I, for one, applaud the plan to build this new city because for the first time in the 62+ years of the history of the State of Israel, our neighbors who, for the moment, live under our control, are actually doing something constructive about creating a framework that bespeaks economic and social progress.

As for where they will build this city, of course it will be near existing population centers. After all, we share a small land mass that, at its widest in the center of the country only spans 66 km or 40 miles. So no matter where the city would be built, if it is close to Palestinian population areas it will be close to Israel as well. And as for the inclination of the Government of Israel to cede 50 hectares of land to the project in order to build a decent access road, that is an absolute necessity as the present 1-lane Ottoman-built cow path is hardly sufficient to handle the regular arrival of building materials and construction vehicles.

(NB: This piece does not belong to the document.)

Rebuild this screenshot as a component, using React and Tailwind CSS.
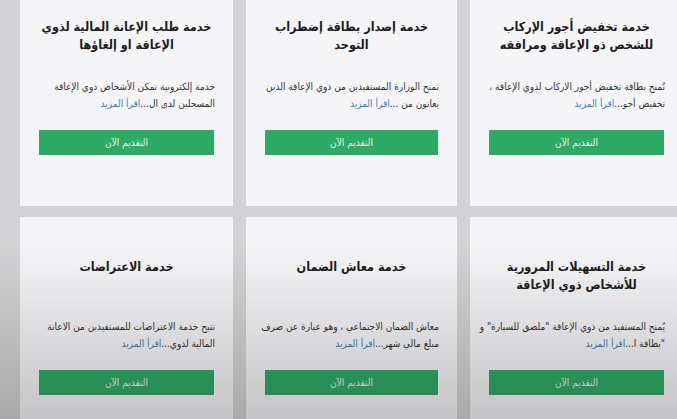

Again, we cannot have things both ways. We cannot continue to complain that the Palestinians are guilty of letting their people live uneducated and in squalor and then complain, yet again, when they try to do something constructive about the situation.

True, that Salam Fayyad may not be the great white hope. True, that he may not even be such a great friend of Israel. True, that the city will be built close to existing settlements such as Ateret. All that may be true but what is also true is that someone has finally come along with a reasonable plan to begin addressing some of the social and economic issues of Palestinian society and is prepared to do without using Israel as an excuse why it cannot progress. Regardless of our discomfort, we should support such initiatives as economic progress remains the only hope for peace.

Sources tell us that Ezra the Scribe urged his disciples not to shy away from a task simply because they knew, in advance, that they could not complete it. The lesson has meaning for us today as well. The task of peace may very well not be completed in our time but we, nevertheless, have an obligation to pursue it.